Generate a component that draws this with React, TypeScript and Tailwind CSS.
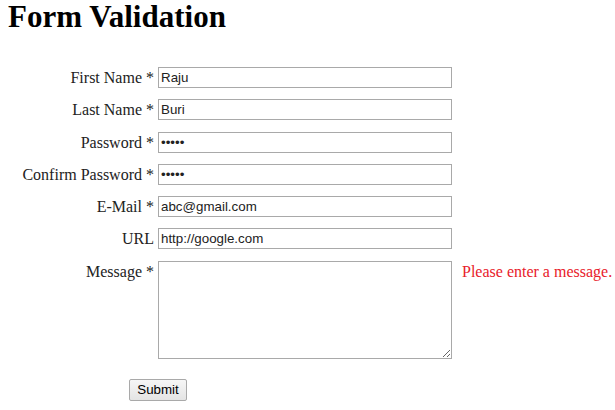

+ + +

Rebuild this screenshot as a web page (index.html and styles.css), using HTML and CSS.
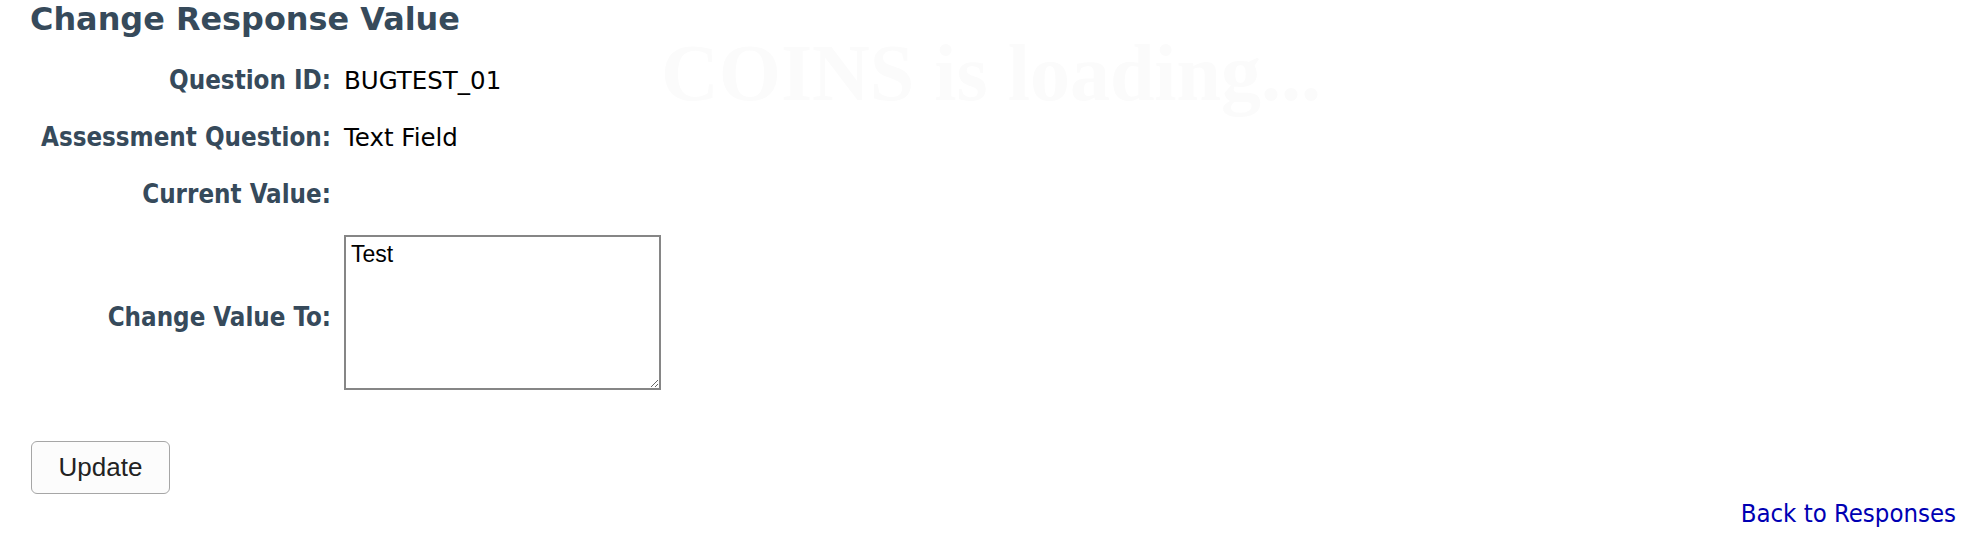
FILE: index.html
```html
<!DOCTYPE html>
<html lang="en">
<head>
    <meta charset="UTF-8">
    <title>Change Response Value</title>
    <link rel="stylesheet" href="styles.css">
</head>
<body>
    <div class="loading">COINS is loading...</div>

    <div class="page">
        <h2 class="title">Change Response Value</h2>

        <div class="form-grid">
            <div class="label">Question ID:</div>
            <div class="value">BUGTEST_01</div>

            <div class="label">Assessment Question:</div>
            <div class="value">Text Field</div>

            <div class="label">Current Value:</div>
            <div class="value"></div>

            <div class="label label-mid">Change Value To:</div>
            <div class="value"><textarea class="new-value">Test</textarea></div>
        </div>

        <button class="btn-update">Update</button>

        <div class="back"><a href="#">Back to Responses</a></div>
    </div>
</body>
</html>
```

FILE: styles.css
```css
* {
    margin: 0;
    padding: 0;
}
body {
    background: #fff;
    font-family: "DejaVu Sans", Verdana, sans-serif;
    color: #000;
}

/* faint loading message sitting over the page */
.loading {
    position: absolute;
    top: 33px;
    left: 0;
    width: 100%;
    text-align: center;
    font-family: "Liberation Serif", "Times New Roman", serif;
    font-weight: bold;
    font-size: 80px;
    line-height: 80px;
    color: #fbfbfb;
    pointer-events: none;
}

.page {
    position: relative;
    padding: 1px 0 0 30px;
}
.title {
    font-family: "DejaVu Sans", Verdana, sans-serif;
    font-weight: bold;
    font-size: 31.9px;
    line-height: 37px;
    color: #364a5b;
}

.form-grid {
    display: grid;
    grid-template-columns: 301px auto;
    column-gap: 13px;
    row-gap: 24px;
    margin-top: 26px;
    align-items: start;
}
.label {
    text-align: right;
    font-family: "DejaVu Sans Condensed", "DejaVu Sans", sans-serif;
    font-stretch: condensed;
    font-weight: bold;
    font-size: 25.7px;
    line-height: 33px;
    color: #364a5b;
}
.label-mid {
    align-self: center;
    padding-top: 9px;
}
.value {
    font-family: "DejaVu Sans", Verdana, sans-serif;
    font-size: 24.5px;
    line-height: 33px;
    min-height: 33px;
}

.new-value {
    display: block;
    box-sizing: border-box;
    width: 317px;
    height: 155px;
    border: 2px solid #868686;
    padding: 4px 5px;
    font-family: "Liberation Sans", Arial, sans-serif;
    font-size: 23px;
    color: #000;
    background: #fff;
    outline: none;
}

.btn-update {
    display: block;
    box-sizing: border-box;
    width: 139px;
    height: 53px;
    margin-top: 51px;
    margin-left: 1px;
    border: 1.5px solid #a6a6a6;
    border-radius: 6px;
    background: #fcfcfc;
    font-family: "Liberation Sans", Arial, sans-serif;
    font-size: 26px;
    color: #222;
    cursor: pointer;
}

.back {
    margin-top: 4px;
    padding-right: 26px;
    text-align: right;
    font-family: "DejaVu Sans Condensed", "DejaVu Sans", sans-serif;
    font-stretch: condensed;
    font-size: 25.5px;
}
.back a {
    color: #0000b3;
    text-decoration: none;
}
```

+ + +

**Exercise objective**.
Copy in full each line that holds the word "this".

**Written answer**.
Generate a component that draws this with React, TypeScript and Tailwind CSS.
Rebuild this screenshot as a web page (index.html and styles.css), using HTML and CSS.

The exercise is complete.